Meaning & Inspiration

Lauren Daigle’s "Rescue" occupies a strange space. Musically, it leans into the kind of atmospheric pop that can sometimes feel like it’s just killing time to reach a crescendo, but lyrically, it hits a raw nerve. As an editor, I usually cut the repetition—"over and over" indeed—but there’s a stubbornness here that reflects the reality of a soul in crisis. We don’t need a complex argument when we’re drowning; we need a lifeline.

The Power Line of this song is simple: "I hear you whisper you have nothing left."

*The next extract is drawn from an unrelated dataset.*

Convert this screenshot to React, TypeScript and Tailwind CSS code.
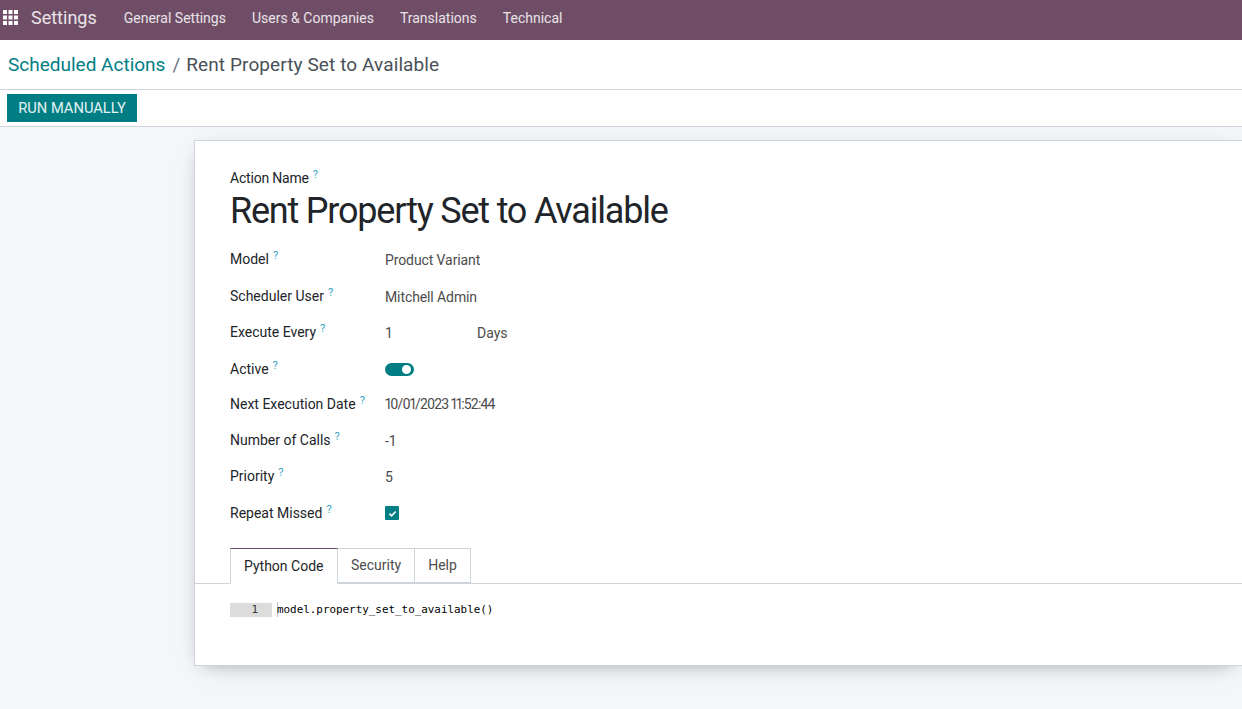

It works because it pivots from the grand, cinematic imagery of "sending out an army" to something terrifyingly intimate. Most worship music spends its time shouting toward the rafters, assuming a posture of victory. But this lyric acknowledges the moment where the bravado breaks. It’s the sound of the person in the back row who is only there because they’ve run out of options. It echoes the psalmist in Psalm 34:18, reminding us that God is close to the brokenhearted—not just as a comforting idea, but as a presence that actually sits in the rubble with us.

There is a distinct tension in the imagery of the "SOS." When you’re whispering under your breath, you aren’t looking for a sermon; you’re looking for evidence. You’re checking to see if God is actually listening or if you’re just talking to the ceiling. Daigle taps into that doubt. She doesn’t offer a platitude about everything being fine. Instead, she offers the image of a march—a God who is actively moving toward the fight.

That’s the part that feels a bit unfinished, even as the track fades. If you’re currently in the "hardest fight," an army doesn’t always show up looking like a sudden deliverance. Sometimes the rescue looks like the strength to make it through the next hour, or the quiet realization that you haven't given up yet.

We often demand that our songs provide an immediate sense of resolution, but Daigle leaves us with the whisper. It’s a brave choice. It acknowledges that the rescue is often a process, a long march through the dark rather than a lightning strike of divine intervention. It’s messy, it’s persistent, and it respects the fact that, for many, the "darkest night" isn’t a metaphor—it’s the current address.

The song succeeds because it doesn’t try to solve the listener’s problems; it just tries to assure them that they aren’t being ignored. And in a world that moves on pretty quickly from anyone who isn't performing well, that’s a radical thing to hear.